Scan the records for the string "Write"; copy each line where it occurs.

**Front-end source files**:
start

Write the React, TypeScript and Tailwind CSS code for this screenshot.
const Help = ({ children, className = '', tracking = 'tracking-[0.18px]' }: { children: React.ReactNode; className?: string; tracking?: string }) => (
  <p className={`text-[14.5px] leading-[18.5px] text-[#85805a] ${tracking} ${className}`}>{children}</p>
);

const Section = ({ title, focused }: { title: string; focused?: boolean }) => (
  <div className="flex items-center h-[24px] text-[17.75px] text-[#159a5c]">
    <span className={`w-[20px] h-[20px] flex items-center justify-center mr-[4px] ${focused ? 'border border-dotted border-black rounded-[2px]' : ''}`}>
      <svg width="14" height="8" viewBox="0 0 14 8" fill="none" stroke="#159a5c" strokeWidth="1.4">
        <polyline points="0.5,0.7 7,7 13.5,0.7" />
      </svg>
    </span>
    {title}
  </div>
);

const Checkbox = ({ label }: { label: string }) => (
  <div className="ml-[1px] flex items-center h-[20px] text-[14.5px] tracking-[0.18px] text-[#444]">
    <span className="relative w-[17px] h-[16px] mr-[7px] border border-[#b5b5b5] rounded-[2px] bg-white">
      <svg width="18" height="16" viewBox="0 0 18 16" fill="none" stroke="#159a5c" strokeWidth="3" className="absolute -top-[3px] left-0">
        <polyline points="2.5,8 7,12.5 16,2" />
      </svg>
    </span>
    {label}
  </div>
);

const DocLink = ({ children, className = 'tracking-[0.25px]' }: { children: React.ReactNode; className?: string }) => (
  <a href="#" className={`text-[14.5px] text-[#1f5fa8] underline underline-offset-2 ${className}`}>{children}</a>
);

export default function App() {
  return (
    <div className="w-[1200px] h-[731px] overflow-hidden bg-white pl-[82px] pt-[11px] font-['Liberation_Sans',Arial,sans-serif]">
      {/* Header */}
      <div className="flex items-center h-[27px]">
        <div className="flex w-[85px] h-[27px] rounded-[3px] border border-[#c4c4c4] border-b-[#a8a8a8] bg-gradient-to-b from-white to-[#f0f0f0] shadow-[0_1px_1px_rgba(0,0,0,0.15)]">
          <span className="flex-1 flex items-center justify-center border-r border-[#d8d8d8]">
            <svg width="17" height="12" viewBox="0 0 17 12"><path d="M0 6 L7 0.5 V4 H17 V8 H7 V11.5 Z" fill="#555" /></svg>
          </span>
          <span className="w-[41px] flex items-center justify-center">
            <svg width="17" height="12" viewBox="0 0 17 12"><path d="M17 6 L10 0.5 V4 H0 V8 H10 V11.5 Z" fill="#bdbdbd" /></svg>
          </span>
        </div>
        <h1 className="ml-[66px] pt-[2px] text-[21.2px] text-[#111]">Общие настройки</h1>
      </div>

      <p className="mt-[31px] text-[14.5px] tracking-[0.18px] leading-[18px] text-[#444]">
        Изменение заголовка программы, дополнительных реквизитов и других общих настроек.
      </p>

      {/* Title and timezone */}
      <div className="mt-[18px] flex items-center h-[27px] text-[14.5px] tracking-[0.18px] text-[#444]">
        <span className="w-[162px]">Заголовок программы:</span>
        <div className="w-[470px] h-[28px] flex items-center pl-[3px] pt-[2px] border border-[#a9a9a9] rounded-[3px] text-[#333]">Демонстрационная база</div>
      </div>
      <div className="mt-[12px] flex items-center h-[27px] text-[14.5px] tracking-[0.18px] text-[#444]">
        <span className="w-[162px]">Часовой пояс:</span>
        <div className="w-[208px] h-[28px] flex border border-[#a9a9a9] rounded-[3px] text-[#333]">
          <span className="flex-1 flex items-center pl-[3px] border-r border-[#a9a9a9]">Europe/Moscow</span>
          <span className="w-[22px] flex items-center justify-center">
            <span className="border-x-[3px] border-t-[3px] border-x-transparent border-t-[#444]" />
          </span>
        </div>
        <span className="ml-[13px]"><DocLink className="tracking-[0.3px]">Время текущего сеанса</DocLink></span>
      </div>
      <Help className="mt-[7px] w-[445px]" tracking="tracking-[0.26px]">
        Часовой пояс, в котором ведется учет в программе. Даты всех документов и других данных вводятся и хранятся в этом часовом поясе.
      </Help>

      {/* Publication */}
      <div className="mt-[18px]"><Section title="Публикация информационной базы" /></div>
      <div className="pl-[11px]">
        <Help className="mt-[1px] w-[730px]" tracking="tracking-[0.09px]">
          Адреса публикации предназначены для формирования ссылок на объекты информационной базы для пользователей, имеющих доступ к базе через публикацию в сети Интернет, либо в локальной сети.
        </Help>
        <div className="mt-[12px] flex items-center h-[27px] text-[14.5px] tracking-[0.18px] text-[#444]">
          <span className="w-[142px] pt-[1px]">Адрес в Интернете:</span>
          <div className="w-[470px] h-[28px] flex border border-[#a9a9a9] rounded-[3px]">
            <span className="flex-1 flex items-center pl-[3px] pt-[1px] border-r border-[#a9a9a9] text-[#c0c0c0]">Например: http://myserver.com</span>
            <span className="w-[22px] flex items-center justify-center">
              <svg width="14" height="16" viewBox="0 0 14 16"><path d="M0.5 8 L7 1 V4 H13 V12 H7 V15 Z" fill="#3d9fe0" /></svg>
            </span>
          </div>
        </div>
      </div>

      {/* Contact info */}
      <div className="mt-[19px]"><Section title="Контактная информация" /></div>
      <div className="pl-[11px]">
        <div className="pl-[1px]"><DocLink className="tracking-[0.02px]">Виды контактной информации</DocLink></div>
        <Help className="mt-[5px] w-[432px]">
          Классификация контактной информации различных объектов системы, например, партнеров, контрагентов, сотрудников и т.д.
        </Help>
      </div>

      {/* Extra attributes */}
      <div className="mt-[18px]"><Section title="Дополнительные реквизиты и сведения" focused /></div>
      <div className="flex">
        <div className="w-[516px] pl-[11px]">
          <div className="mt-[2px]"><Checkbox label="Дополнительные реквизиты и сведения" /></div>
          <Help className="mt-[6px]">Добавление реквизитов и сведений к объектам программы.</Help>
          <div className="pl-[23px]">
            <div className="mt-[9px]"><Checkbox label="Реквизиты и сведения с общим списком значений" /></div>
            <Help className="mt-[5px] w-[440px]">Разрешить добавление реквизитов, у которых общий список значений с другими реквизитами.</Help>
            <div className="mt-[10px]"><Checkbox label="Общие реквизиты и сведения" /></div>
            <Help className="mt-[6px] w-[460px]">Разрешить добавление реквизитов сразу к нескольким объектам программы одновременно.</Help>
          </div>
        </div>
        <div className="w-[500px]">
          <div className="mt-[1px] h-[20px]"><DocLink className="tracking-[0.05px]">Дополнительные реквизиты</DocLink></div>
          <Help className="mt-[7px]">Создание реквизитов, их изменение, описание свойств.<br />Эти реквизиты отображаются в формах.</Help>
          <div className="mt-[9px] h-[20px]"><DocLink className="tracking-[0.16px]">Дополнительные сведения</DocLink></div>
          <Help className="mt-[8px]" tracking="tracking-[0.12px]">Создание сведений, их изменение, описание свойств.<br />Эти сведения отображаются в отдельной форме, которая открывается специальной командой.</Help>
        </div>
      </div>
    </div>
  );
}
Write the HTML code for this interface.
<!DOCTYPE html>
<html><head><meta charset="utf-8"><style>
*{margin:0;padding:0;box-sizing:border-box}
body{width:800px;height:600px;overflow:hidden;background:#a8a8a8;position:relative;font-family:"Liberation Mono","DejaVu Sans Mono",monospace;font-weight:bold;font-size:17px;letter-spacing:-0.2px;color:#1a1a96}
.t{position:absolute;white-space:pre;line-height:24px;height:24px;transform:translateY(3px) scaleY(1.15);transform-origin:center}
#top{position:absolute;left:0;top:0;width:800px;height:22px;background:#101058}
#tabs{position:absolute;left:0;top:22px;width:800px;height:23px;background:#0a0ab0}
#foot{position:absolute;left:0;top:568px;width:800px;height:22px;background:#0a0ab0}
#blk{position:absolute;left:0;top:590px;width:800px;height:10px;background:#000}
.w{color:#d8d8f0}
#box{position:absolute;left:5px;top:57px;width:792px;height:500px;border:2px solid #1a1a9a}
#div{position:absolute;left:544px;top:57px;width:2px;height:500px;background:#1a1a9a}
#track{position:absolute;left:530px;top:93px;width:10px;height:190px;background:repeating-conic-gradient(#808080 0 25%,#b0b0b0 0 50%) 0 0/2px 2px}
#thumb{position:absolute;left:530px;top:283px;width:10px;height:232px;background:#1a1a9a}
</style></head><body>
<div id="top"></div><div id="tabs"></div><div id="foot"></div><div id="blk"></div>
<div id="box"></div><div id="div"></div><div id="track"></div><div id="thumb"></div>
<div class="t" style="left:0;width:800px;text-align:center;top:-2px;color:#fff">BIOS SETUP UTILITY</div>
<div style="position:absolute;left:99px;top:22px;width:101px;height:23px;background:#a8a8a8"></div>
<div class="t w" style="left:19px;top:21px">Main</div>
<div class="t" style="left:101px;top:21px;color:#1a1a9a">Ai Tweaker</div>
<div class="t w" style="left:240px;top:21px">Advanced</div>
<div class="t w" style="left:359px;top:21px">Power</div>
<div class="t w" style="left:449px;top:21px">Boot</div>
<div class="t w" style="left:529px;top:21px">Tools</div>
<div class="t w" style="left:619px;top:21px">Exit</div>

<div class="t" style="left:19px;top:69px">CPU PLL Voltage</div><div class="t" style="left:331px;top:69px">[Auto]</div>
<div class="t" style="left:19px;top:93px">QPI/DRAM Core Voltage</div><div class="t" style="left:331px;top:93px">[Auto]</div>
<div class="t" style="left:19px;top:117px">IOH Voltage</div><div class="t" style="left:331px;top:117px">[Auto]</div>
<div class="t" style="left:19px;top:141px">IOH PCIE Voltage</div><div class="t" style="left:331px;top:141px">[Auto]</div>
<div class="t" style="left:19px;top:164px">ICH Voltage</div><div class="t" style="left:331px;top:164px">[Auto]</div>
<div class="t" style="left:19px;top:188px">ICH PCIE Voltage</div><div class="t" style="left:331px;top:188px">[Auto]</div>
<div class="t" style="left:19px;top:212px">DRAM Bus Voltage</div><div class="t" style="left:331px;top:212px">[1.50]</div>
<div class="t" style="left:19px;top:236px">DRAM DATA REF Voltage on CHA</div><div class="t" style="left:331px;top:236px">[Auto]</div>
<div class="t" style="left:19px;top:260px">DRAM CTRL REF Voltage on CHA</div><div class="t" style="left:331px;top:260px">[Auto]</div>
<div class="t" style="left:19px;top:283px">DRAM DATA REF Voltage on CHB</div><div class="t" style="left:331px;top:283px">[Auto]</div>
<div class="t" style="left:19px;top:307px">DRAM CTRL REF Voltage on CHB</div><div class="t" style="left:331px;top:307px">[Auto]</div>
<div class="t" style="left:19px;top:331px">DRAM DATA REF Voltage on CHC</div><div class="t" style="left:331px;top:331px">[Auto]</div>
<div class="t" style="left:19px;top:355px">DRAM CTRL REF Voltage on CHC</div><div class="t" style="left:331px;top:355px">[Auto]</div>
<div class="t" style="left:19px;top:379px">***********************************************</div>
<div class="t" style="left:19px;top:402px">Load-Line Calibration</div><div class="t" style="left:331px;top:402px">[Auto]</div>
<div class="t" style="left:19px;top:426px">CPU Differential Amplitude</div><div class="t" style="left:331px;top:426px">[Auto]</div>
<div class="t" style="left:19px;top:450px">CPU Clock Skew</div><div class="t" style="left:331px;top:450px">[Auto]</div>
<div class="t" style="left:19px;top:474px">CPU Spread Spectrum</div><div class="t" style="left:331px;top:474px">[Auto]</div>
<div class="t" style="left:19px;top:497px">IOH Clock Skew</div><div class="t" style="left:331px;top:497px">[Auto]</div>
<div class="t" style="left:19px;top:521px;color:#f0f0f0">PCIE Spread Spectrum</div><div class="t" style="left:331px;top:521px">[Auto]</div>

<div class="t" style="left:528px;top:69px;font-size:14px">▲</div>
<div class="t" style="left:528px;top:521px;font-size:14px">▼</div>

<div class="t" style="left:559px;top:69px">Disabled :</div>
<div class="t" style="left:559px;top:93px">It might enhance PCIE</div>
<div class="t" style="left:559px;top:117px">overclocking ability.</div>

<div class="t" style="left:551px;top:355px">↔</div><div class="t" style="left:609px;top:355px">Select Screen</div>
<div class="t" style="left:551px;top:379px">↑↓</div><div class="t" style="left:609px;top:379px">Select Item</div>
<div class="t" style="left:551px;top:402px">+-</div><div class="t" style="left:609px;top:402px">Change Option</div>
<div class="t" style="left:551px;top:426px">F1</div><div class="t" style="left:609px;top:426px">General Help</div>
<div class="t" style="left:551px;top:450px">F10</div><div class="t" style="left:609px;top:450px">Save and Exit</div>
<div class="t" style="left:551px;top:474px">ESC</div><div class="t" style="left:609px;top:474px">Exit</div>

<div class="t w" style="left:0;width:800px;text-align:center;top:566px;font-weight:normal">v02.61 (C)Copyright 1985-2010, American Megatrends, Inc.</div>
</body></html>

end

**Correct response**:
Write the React, TypeScript and Tailwind CSS code for this screenshot.
Write the HTML code for this interface.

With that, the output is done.